Sunday, April 8, 2012

Planning for Downtime

Today is Easter. Not something that we normally celebrate as a big religious holiday. I grew up celebrating Easter, but as I haven't actually attended church on a regular basis and the fact that I despised people who only went to church on Easter and Christmas as I grew up, I don't go on holidays now unless I'm with family and attend church in a group with family.

Sometimes the godkids and their parents get to come to my house for Easter, but not this year. And I've been petsitting this weekend. It's been great. I love the house I'm staying at, LOVE the dog, and the people are SUPER nice. I've had some time to think about being alone, and I've been with the dog, but no humans, and not nearly as much human contact as I normally have on a day to day basis. 

It's been a good day. I HAVE been a little lonely, but not in a bad way. Just in the way that you'd like someone to talk to and everyone has something to do but you. I could have called people earlier. I might have caught most of my family... but I didn't want to. I wanted to enjoy the quiet and alone time for most of today.  

I should be leaving this part of town in about an hour or so to go back home. It'll be good. I've been by there once today to eat LOL. I have snacks here but decided to eat dinner last night late after thinking I wouldn't and I went walking for over an hour today so I was hungry. I also got a bit of candy today. For myself. I didn't buy my favorite candy as I still can't think about eating a Reese's egg and there's one in my mailbox at work from one of the docs because we'd had a rough day a couple of weeks ago and she knows it's my favorite. 

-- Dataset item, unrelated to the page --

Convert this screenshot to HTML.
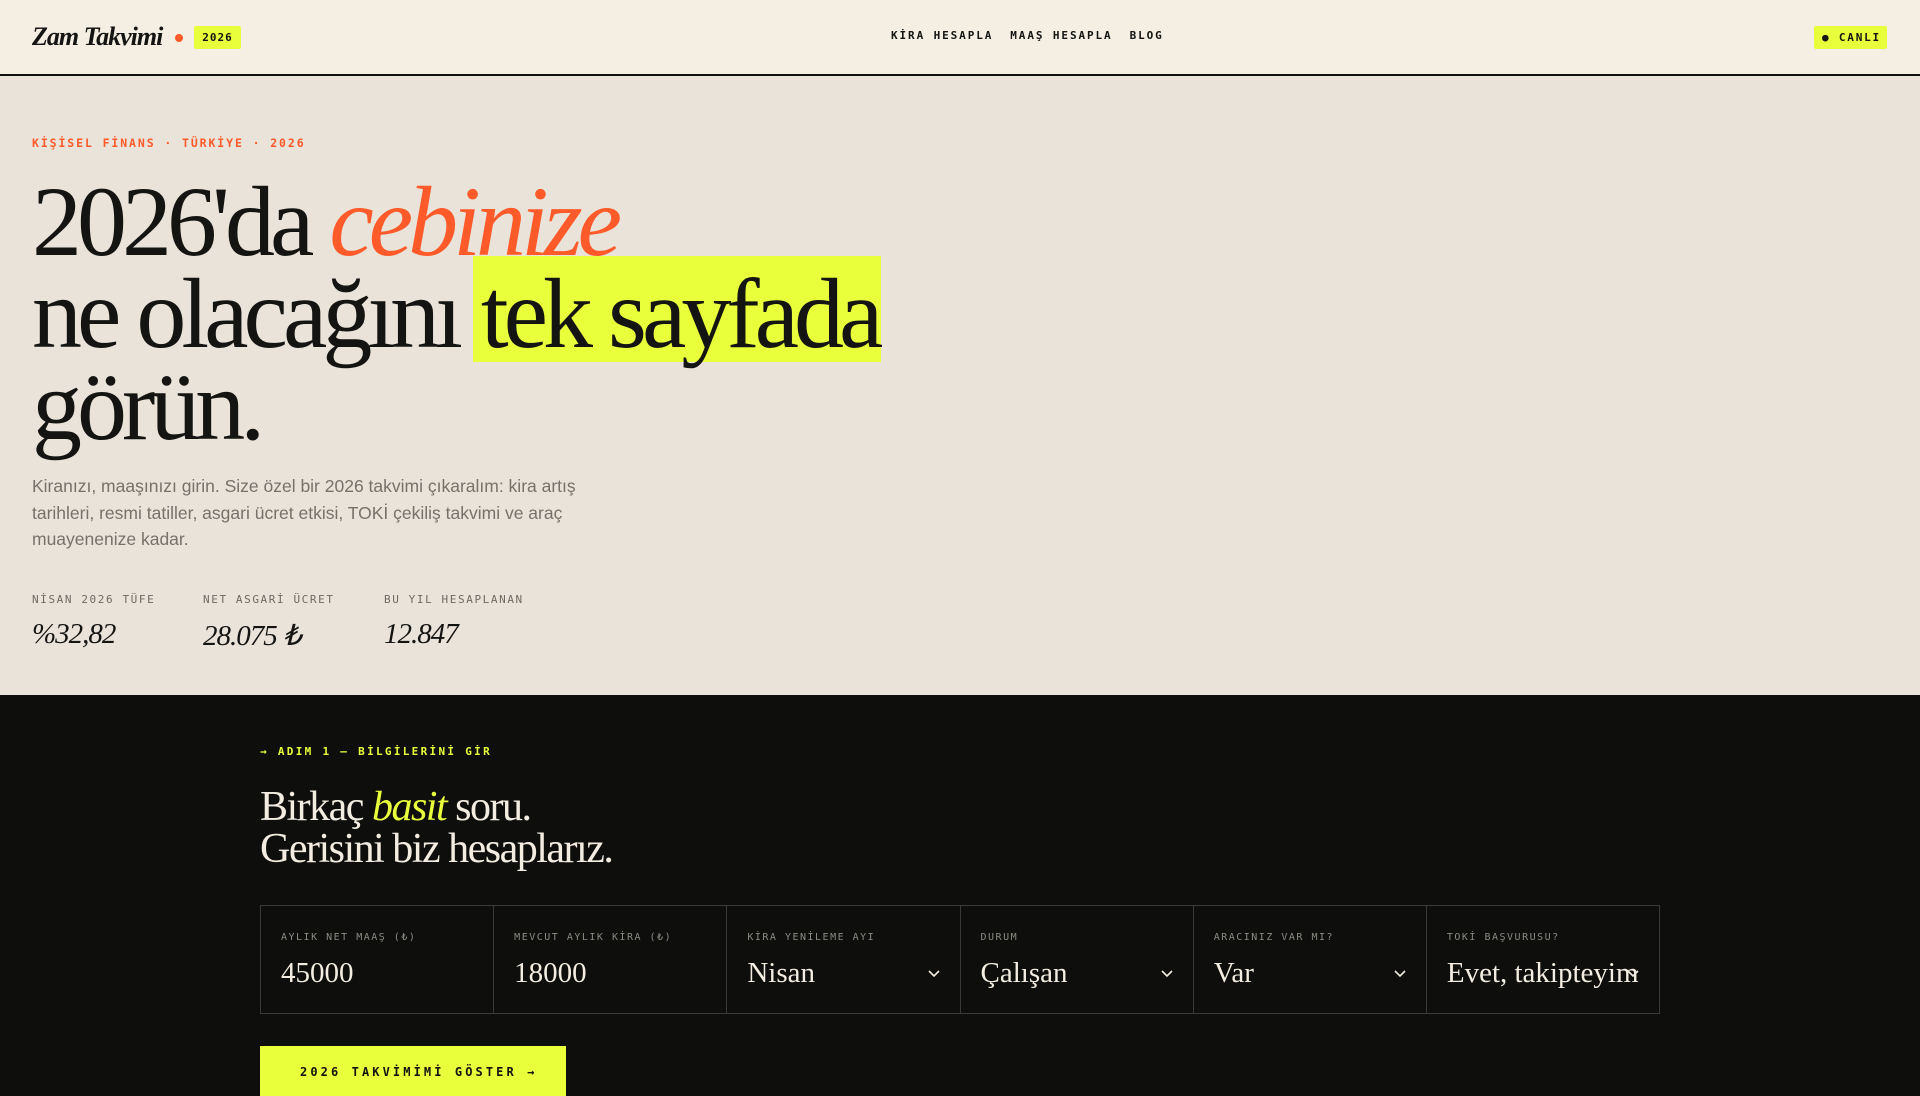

I'm sure it'll be there when I'm ready for it.

Allen really didn't like any holiday except Halloween. I'm not sure why he disliked all of them, I know he said he hated Christmas because of his time in retail working for BooksAMillion. That is the only one I ever really knew. I think maybe he disliked them because he felt when family was gathered he was being judged, wether it was true or not... and he personally felt that he wasn't being judged well.

I'm not going to dwell on that thought, it was just passing through so I thought I'd mention it.

I was told to be sure and plan some time to be down each holiday or special day. If all the others work out like today, I'll be so far ahead of what I expected!